The kit does indeed offer the option of mounting the topsail and topgallant yards in different positions. But the upper positions are too low. The topsail yards should be raised right up to a few feet below the topmast crosstrees, and the topgallant yards to those tiny crosstrees that support the flagpoles. Yeah, those topsails and topgallants were enormous pieces of canvas.
I don't care for Airfix's approach to lower deck guns - "dummy" barrels that plug into holes in the middle of recessed squares in the hull halves. To fix this on a three-decked ship would take an enormous amount of work. On the other hand, the port lids are beautifully done, and the recesses for the "dummies" are deeper than those of the Sovereign of the Seas kit. And it's worth noting that the old Board Room models scarcely ever have guns at all. I may end up building this kit with the gunports shut.
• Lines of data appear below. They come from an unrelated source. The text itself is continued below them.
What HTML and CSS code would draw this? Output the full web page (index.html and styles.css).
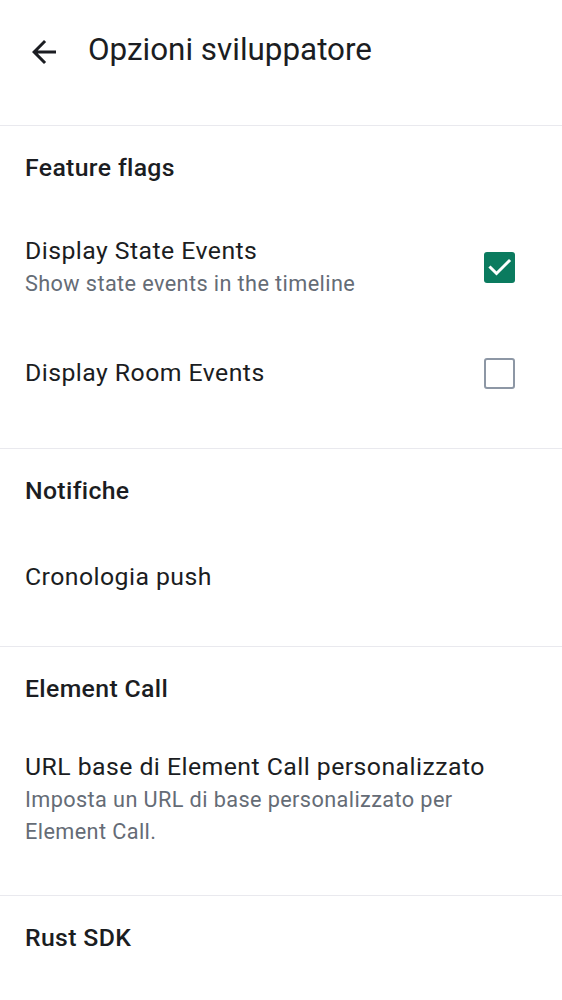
FILE: index.html
```html
<!DOCTYPE html>
<html lang="it">
<head>
<meta charset="utf-8">
<link rel="stylesheet" href="styles.css">
</head>
<body>
<div class="screen">
  <header class="topbar">
    <button class="back" aria-label="Indietro">
      <svg viewBox="0 0 24 24" width="36" height="36"><path d="M20 11H7.83l5.59-5.59L12 4l-8 8 8 8 1.41-1.41L7.83 13H20v-2z" fill="#1b1d22"/></svg>
    </button>
    <h1 class="title">Opzioni sviluppatore</h1>
  </header>

  <section class="section s-flags">
    <h2 class="section-header">Feature flags</h2>
    <div class="item item-state">
      <div class="item-text">
        <div class="item-title">Display State Events</div>
        <div class="item-sub">Show state events in the timeline</div>
      </div>
      <span class="checkbox checked">
        <svg viewBox="0 0 31 31" width="31" height="31"><path d="M6.5 15.5l6 6 12.5-12.5" fill="none" stroke="#fff" stroke-width="3" stroke-linecap="square"/></svg>
      </span>
    </div>
    <div class="item item-room">
      <div class="item-text">
        <div class="item-title">Display Room Events</div>
      </div>
      <span class="checkbox"></span>
    </div>
  </section>

  <section class="section s-notif">
    <h2 class="section-header">Notifiche</h2>
    <div class="item item-push">
      <div class="item-text">
        <div class="item-title">Cronologia push</div>
      </div>
    </div>
  </section>

  <section class="section s-call">
    <h2 class="section-header">Element Call</h2>
    <div class="item item-url">
      <div class="item-text">
        <div class="item-title">URL base di Element Call personalizzato</div>
        <div class="item-sub narrow">Imposta un URL di base personalizzato per Element Call.</div>
      </div>
    </div>
  </section>

  <section class="section s-rust">
    <h2 class="section-header">Rust SDK</h2>
  </section>
</div>
</body>
</html>
```

FILE: styles.css
```css
* { box-sizing: border-box; }
html, body { margin: 0; padding: 0; background: #fff; }
body {
  font-family: Roboto, "Noto Sans", sans-serif;
  color: #1b1d22;
  width: 562px;
  height: 1000px;
  overflow: hidden;
}
.screen { display: flex; flex-direction: column; }

.topbar {
  display: flex;
  align-items: center;
  height: 100px;
  padding-left: 26px;
}
.back {
  width: 36px; height: 36px;
  border: 0; background: none; padding: 0;
  display: flex; align-items: center; justify-content: center;
  margin-top: 4px;
}
.back svg { display: block; }
.title {
  margin: 0 0 0 26px;
  font-size: 31.4px;
  font-weight: 400;
  line-height: 34px;
  letter-spacing: 0;
}

.section { border-top: 1px solid #e9e9ee; }
.s-flags { margin-top: 25px; }

.section-header {
  margin: 0;
  padding: 27px 25px 0;
  font-size: 24.8px;
  font-weight: 500;
  line-height: 30px;
  letter-spacing: 0.35px;
}

.item {
  display: flex;
  align-items: center;
  justify-content: space-between;
  padding: 0 47px 0 25px;
}
.item-title {
  font-size: 24.8px;
  line-height: 34px;
  letter-spacing: 0.45px;
}
.item-sub {
  font-size: 21.7px;
  line-height: 32px;
  color: #656c76;
  letter-spacing: 0.39px;
}
.item-sub.narrow { max-width: 440px; }

.item-state { padding-top: 51px; }
.item-room { padding-top: 56px; padding-bottom: 58px; }
.item-push { padding-top: 54px; padding-bottom: 52px; }
.item-url { padding-top: 46px; padding-bottom: 47px; }

.checkbox {
  width: 31px; height: 31px;
  border-radius: 3px;
  border: 2.5px solid #8d97a5;
  flex: none;
  display: block;
}
.checkbox.checked {
  border: 0;
  background: #0b7b5f;
}
.checkbox svg { display: block; }
```
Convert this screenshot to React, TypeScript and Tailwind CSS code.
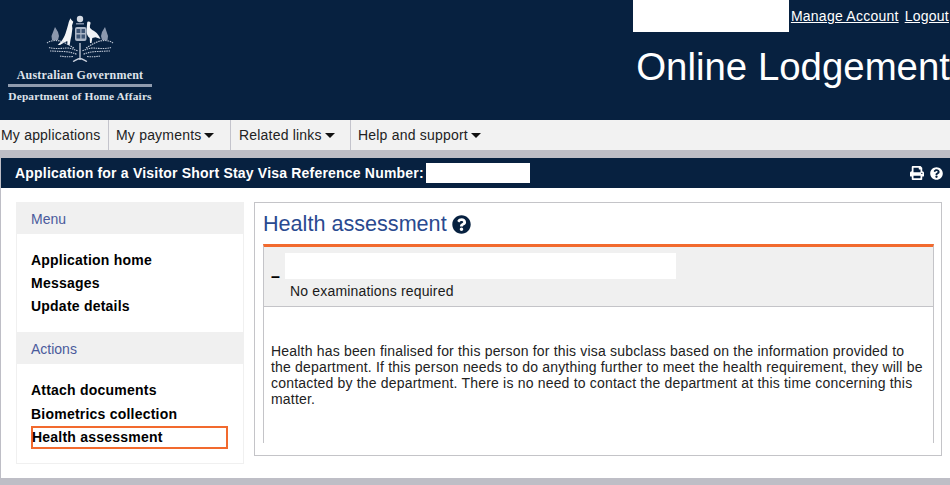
import React from "react";
import { FaPrint, FaQuestionCircle } from "react-icons/fa";

function Caret() {
  return <span className="ml-[3px] inline-block w-0 h-0 border-x-[5px] border-x-transparent border-t-[5px] border-t-[#111] align-middle" />;
}

function Arms() {
  return (
    <svg width="68" height="49" viewBox="0 0 68 49" fill="none">
      {/* crest */}
      <circle cx="34" cy="5" r="3.200" fill="#d5dbe4" />
      <rect x="30" y="9" width="8" height="1.500" fill="#7f8da5" />
      {/* kangaroo */}
      <path
        d="M24.500 4.500l1 1.500 1.800 1.800-.8 2.200-.5 1.500c.5 2 .5 4 0 6-.3 3-.8 6-1.500 8.500l-.8 5h-2.200l-.2-4-3 1.500-4.300 2.500h-2.300l4-4c1-2 2.800-4.500 3.800-7.500 1-3 2-6.500 2.800-9.500.5-2.500 1.400-4 2.200-6z"
        fill="#f5f6f8"
      />
      {/* emu */}
      <path
        d="M42.500 7.500c1.500 0 2.300.9 2 2-.5 1.500-.8 3-.4 4.500 1 1.500 3.200 2.500 5 3.800 2.300 1.600 3.800 3.800 5.400 7.200l-5-1.700-3.200.7-.8 5h-1.500l-.3-5c-2-1.500-3.200-4-3.200-7 .1-3 .5-5.500.7-8.500 0-.5.600-1 1.300-1z"
        fill="#f1f3f6"
      />
      {/* shield */}
      <rect x="29" y="13" width="11.500" height="14" rx="2" fill="#aab5c6" />
      <path d="M30.500 15h3.800v4h-3.800zM35.500 15h3.500v4h-3.500zM30.500 20.500h3.800v4h-3.800zM35.500 20.500h3.500v4h-3.500z" fill="#3d5474" />
      {/* foliage */}
      <g fill="#8b98ae">
        <path d="M9 13l3 5 1 4-1 4H6l-.5-4zM59 13l-3 5-1 4 1 4h5.500l.5-4z" />
      </g>
      <g stroke="#c0c8d5" strokeWidth="1.100" strokeDasharray="1.500 .8">
        <path d="M1 29c3-2.500 8-3 13-2 5 1.500 9 4 14 7" />
        <path d="M67 29c-3-2.500-8-3-13-2-5 1.500-9 4-14 7" />
        <path d="M3 33.500c5 1.500 12 1 18 .5 4 0 7 1.500 11 3" />
        <path d="M65 33.500c-5 1.500-12 1-18 .5-4 0-7 1.500-11 3" />
        <path d="M4 37c4 0 9 .5 14 .5 5 .5 9 1 13 3" />
        <path d="M64 37c-4 0-9 .5-14 .5-5 .5-9 1-13 3" />
        <path d="M14 42c4 .8 8 1 13 .5" />
        <path d="M54 42c-4 .8-8 1-13 .5" />
      </g>
      <path d="M34 29v17M27 47.500c3-1.500 5-3 7-3s4 1.500 7 3" stroke="#c9d0dc" strokeWidth="1.300" />
    </svg>
  );
}

function NavItem({ label, caret, className }: { label: string; caret?: boolean; className: string }) {
  return (
    <div className={`h-full flex items-center border-r border-[#c4c4cc] ${className}`}>
      <span>{label}</span>
      {caret && <Caret />}
    </div>
  );
}

function SideHead({ label }: { label: string }) {
  return <div className="h-8 pt-[2px] bg-[#f0f0f0] pl-[14px] flex items-center text-[14px] text-[#4a5a9c]">{label}</div>;
}

const linkClass = "flex items-center font-bold text-[14px] tracking-[0.22px] text-black";

export default function App() {
  return (
    <div className="w-[950px] h-[485px] overflow-hidden bg-white font-['Liberation_Sans',Arial,sans-serif]">
      <header className="h-[120px] bg-[#072140] flex justify-between">
        <div className="w-[160px] flex flex-col items-center pt-[14px] font-['Liberation_Serif',serif] font-bold text-[#dfe3ea]">
          <Arms />
          <div className="text-[12px] leading-[13px] mt-[6px] tracking-[0.2px]">Australian Government</div>
          <div className="h-[3px] w-[144px] bg-[#8f9bae] mt-[2px]" />
          <div className="text-[11.400px] leading-[13px] mt-[3px] tracking-[0.15px] whitespace-nowrap">Department of Home Affairs</div>
        </div>
        <div className="flex flex-col items-end">
          <div className="flex items-start pr-[1px] tracking-[0.25px]">
            <div className="w-[156px] h-8 bg-white mr-[2px]" />
            <a className="text-[14px] text-white underline leading-[16px] mt-[8px]">Manage Account</a>
            <a className="text-[14px] text-white underline leading-[16px] mt-[8px] ml-[6px]">Logout</a>
          </div>
          <div className="text-[38.400px] leading-[42px] text-white mt-[14px] whitespace-nowrap">Online Lodgement</div>
        </div>
      </header>

      <nav className="h-[30px] bg-[#f2f2f2] flex items-center text-[14px] tracking-[0.2px] text-[#222]">
        <NavItem label="My applications" className="w-[109px] pl-[1px]" />
        <NavItem label="My payments" caret className="w-[122px] pl-[7px]" />
        <NavItem label="Related links" caret className="w-[120px] pl-[8px]" />
        <div className="h-full flex items-center pl-[7px]">
          <span>Help and support</span>
          <Caret />
        </div>
      </nav>

      <div className="h-[8px] bg-[#bebec6]" />

      <div className="h-[320px] border-l border-[#bebec6]">
        <div className="h-[30px] bg-[#072140] text-white flex items-center pl-[14px] pr-[7px] font-bold text-[14px] tracking-[0.2px]">
          <span>Application for a Visitor Short Stay Visa Reference Number:</span>
          <div className="w-[104px] h-[20px] bg-white ml-[2px]" />
          <div className="ml-auto flex items-center gap-[6px]">
            <FaPrint className="w-[14px] h-[14px] text-white" />
            <FaQuestionCircle className="w-[13px] h-[13px] text-white" />
          </div>
        </div>

        <div className="flex items-start pt-[14px] pl-[15px]">
          <aside className="w-[228px] h-[262px] border-x border-b border-[#f0f0f0]">
            <SideHead label="Menu" />
            <div className="pl-[14px] pt-[15px] pb-[14px]">
              <div className={`${linkClass} h-[23px]`}>Application home</div>
              <div className={`${linkClass} h-[23px]`}>Messages</div>
              <div className={`${linkClass} h-[23px]`}>Update details</div>
            </div>
            <SideHead label="Actions" />
            <div className="pl-[14px] pt-[15px]">
              <div className={`${linkClass} h-[23px]`}>Attach documents</div>
              <div className={`${linkClass} h-[24px]`}>Biometrics collection</div>
              <div className={`${linkClass} h-[23px] w-[197px] border-2 border-[#f26a2e]`}>
                <span className="-ml-px">Health assessment</span>
              </div>
            </div>
          </aside>

          <main className="ml-[10px] w-[688px] h-[254px] border border-[#c4c4c8] px-[8px]">
            <div className="flex items-center h-[41px] gap-[5px] pt-[2px] text-[21.600px] text-[#2a4a90]">
              <span>Health assessment</span>
              <FaQuestionCircle className="w-[19px] h-[19px] text-[#072140]" />
            </div>
            <div className="w-[671px] h-[199px] border-x border-[#c4c4c8] border-t-[3px] border-t-[#f26a2e]">
              <div className="h-[60px] bg-[#f0f0f0] border-b border-[#c4c4c8] flex text-[14px] text-[#1a1a1a]">
                <div className="w-[21px] pl-[7px] pt-[18px] font-bold text-[16px] text-black">–</div>
                <div className="flex flex-col pt-[6px]">
                  <div className="w-[391px] h-[26px] bg-white" />
                  <div className="pl-[5px] leading-[16px] mt-[4px] tracking-[0.17px]">No examinations required</div>
                </div>
              </div>
              <p className="pl-[7px] pr-[10px] pt-[36px] text-[14px] leading-[16px] tracking-[0.19px] text-[#222]">
                Health has been finalised for this person for this visa subclass based on the information provided to the department. If this person needs to do anything further to meet the health requirement, they will be contacted by the department. There is no need to contact the department at this time concerning this matter.
              </p>
            </div>
          </main>
        </div>
      </div>

      <div className="h-[7px] bg-[#bebec6]" />
    </div>
  );
}
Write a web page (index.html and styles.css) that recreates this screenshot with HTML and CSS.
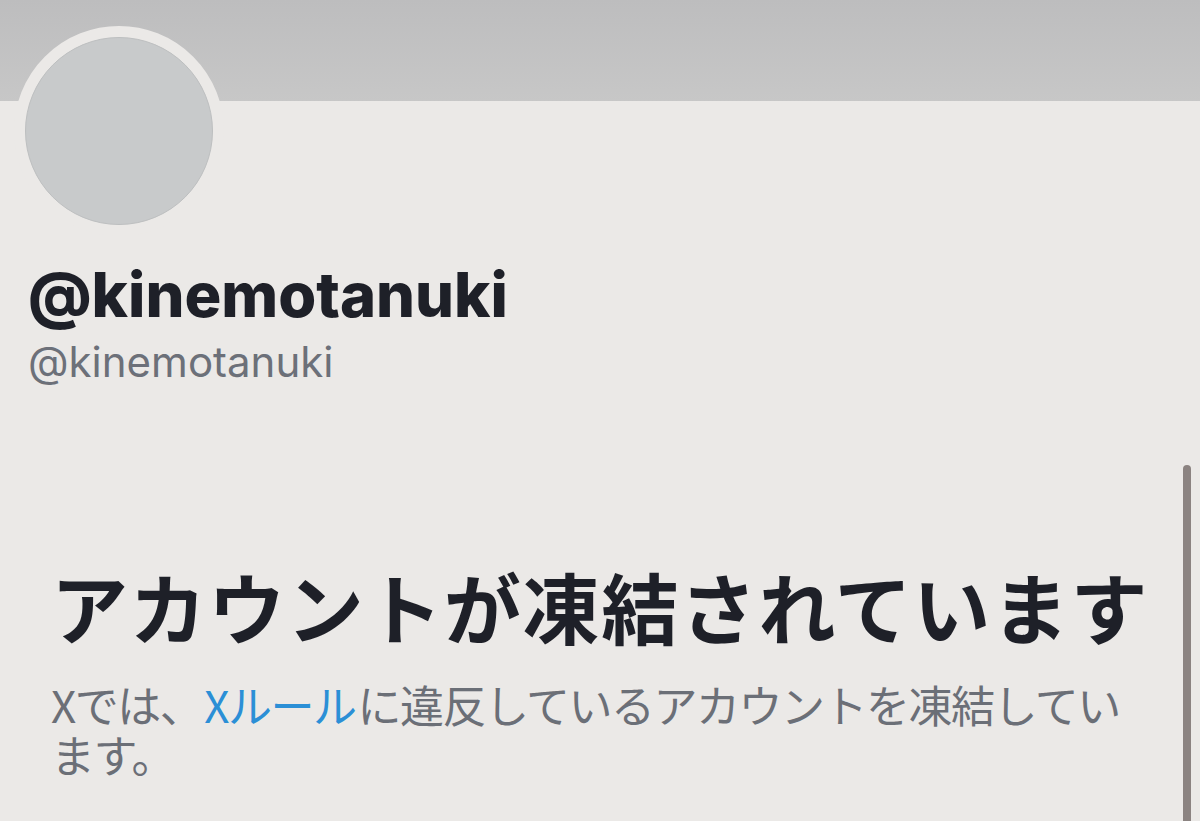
FILE: index.html
```html
<!DOCTYPE html>
<html lang="ja">
<head>
<meta charset="utf-8">
<title>@kinemotanuki</title>
<link rel="stylesheet" href="styles.css">
</head>
<body>
<div class="page">
  <div class="banner"></div>
  <div class="profile">
    <div class="avatar-ring"><div class="avatar"></div></div>
    <div class="names">
      <div class="display-name">@kinemotanuki</div>
      <div class="handle">@kinemotanuki</div>
    </div>
  </div>
  <div class="notice">
    <h1 class="notice-title">アカウントが凍結されています</h1>
    <p class="notice-text">Xでは、<a class="link" href="#">Xルール</a>に違反しているアカウントを凍結しています。</p>
  </div>
  <div class="scrollbar"></div>
</div>
</body>
</html>
```
FILE: styles.css
```css
html, body {
  margin: 0;
  padding: 0;
}
body {
  background: #ebe9e7;
  width: 1200px;
  height: 821px;
  overflow: hidden;
  font-family: Inter, "Noto Sans CJK JP", sans-serif;
}
.page {
  position: relative;
  height: 821px;
}
.banner {
  height: 101px;
  background: linear-gradient(180deg, #bdbdbe 0%, #c7c7c7 100%);
}
.profile {
  padding-left: 14px;
}
.avatar-ring {
  width: 188px;
  height: 188px;
  margin-top: -75px;
  border: 11px solid #ebe9e7;
  border-radius: 50%;
  background: #ebe9e7;
}
.avatar {
  box-sizing: border-box;
  width: 188px;
  height: 188px;
  border-radius: 50%;
  background: #c8cacb;
  border: 1px solid #bdbfc0;
}
.names {
  padding-left: 14px;
  margin-top: 23px;
}
.display-name {
  font-family: Inter, sans-serif;
  font-weight: 800;
  font-size: 61.4px;
  line-height: 72px;
  color: #1e2028;
  letter-spacing: 0;
}
.handle {
  font-family: Inter, sans-serif;
  font-weight: 400;
  font-size: 42px;
  line-height: 52px;
  color: #6c7079;
  margin-top: 5px;
}
.notice {
  padding: 0 40px 0 51px;
  margin-top: 168px;
}
.notice-title {
  margin: 0;
  font-family: "Noto Sans CJK JP", sans-serif;
  font-weight: 700;
  font-size: 77px;
  line-height: 100px;
  color: #1e2028;
  letter-spacing: 1.6px;
  white-space: nowrap;
}
.notice-text {
  margin: 23px 0 0;
  padding-right: 14px;
  font-family: "Noto Sans CJK JP", sans-serif;
  font-weight: 400;
  font-size: 44px;
  line-height: 50px;
  color: #6b6f77;
  letter-spacing: -1.5px;
}
.link {
  color: #2b8fd6;
  text-decoration: none;
  margin: 0 2px;
}
.scrollbar {
  position: absolute;
  right: 9px;
  top: 465px;
  bottom: -10px;
  width: 8px;
  border-radius: 4px;
  background: #8b8381;
}
```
The molding of the windows and lanterns is exquisite. Maybe it's also worth noting that the big, 1/48 scale Board Room model of the Prince in the Science Museum shows all the glass parts as flat, black-painted pieces of wood, with gold dots to represent the intersections of the frame pieces. (It also doesn't have any guns.) In this, and several other respects, the Airfix kit is simply more detailed than the Navy Board model.
The rigging and painting instructions are pretty weak. (The originals may have been better.) But - unlike those of many other kits - the rigging diagram isn't exactly inaccurate; it's just very, very simplified. I'm sure many purchasers would be quite happy with it.
The flags are beautifully printed. But they have a feature that I've never been able to understand. Why do kit manufacturers insist on making flags with "wrinkles" drawn in perspective? This set isn't as bad as some (the most egregious example is the old Revell Santa Maria), but why do such a thing at all? It surely would be easier for the designers to draw the flags flattened out, and anybody with enough dexterity to build a model (or put on his own clothes) surely can put genuine, three-dimensional wrinkles and waves in a flag in a few seconds. One of Tilley's minor pet peeves.
Overall, it's a fine kit. It will be a beautiful model built carefully straight from the box, and with a little extra effort it can be turned into a show-stopper. Thanks again, Bill! I hope my deteriorating skills and eyesight can do it justice.